To John Dillon, Chairman, University of Maryland Shore Regional Health:
As you and the UMSRH Board consider the serious action of reducing Chestertown’s hospital to a freestanding emergency department, we ask you to consider some consequences that we have not yet heard discussed which could result from such a decision.
Let us imagine a time when in fact there is only a freestanding emergency department in Chestertown, not a full-service hospital. It is a foggy morning and a school bus is hit by a large truck. Victims are rushed to the Emergency Department which is immediately overwhelmed due to a lack of enough personnel to handle such an influx. Those on site are already engaged in a morning routine of cut fingers, chest pains and high fevers. Administrators are quickly on the phone trying to reach nearby doctors, nurses and other medical workers. The staff in the ED must triage the patients, attending to some immediately while others must wait.
Consider this, too: How much blood would such a stand-alone emergency department stock? Would it have enough on hand for a sudden influx of accident victims? How fast could it get blood from surrounding hospitals?
Multiple-injury accidents happen. Multiple-victim fires happen. According to the National Labor Relations Department 2015 report, fishing is the most dangerous job in America and farming is the eighth most dangerous. Chestertown hospital serves an area high in both those occupations.
When confronted by an unexpected medical crisis in the community, a full service hospital has the staffing and supplies on hand to back up the emergency room. Personnel and supplies can be in the ED in minutes. A stand-alone emergency department does not have that backup, with results that could be disastrous.
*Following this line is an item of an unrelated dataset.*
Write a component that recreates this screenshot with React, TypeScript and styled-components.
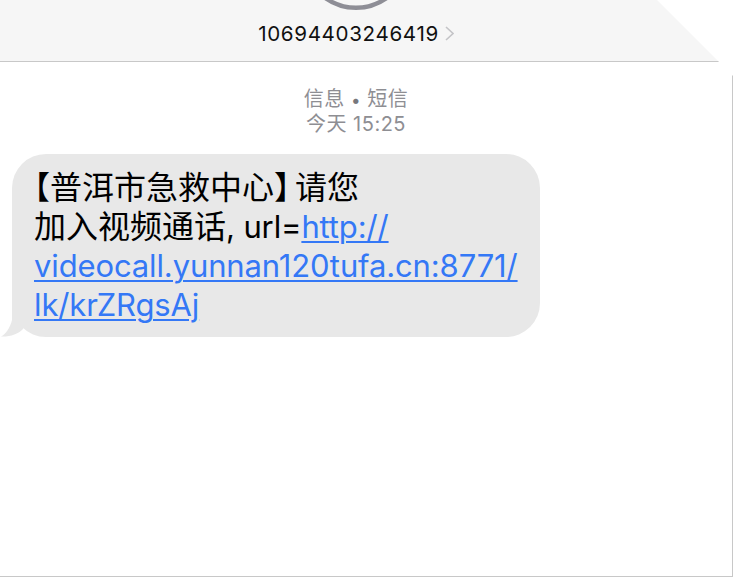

Vincent and Susan De Simone
Chestertown
Stephan Sonn says
Excellent!
jenifer e e says
Thank you, Vincent and Susan.
Christine Reeves says
Thanks Vince and Susan for your informative and candid letter. I am a Chestertown resident and must admit that the # one reason I chose this wonderful retirement community was the presence of a full service hospital. I truly believe that to discontinue or reduce services and/or the number of beds would as Vincent and Susan pointed out a disaster.
Carol Schroeder says
Another point that I have not seen elsewhere is the fact that 2016 brings the 70th birthday to the first year of baby boomers (born 1946). Already there are many retirees in Kent County but there will be many more in the years to come, even if no more retirees move to Chestertown. I do not understand how medical services are being cut in other places and perhaps here with this large group going to need more medical care, as all elderly do. This group will also eventually not feel able to drive to Easton. Aging is not an option that can be farmed out to others and neither should medical care.
Janice Dickson says
Having lived in Chestertown since 1971, we decided to remain in place upon my husband’s retirement from Washington College. We liked the town. The hospital’s ER saved my husband’s life when he had a heart attack; although we did have to self-transport to UM hospital in Baltimore for stent placement. As time passed it became clear that Dr. Joseph Aquilla, the first to raise a red flag, was correct in his forward-thinking about the hospital’s future. Unfortunately he was sidelined by vicious attacks, rumors and gossip. Spring forward and see some of those who maligned Dr.Aquilla taking up the cause he first opined. For us, the handwriting was unfortunately on the wall: in the early 2000s after one of us contracted a near-fatal hospital-caused infection, we decided to relocate to a Colorado community that has superb medical care. After more than 30 years, we left friends and the feeling of community and place behind with regrets, but we believe we made a good move, especially as I read articles and letters in THE SPY. Keep up the good fight people of Chestertown, Kent Co. and Queen Anne’s Co. to keep and return to its previous level of service the Kemt & Queen Anne’s Hospital, as it was known before all this chaos.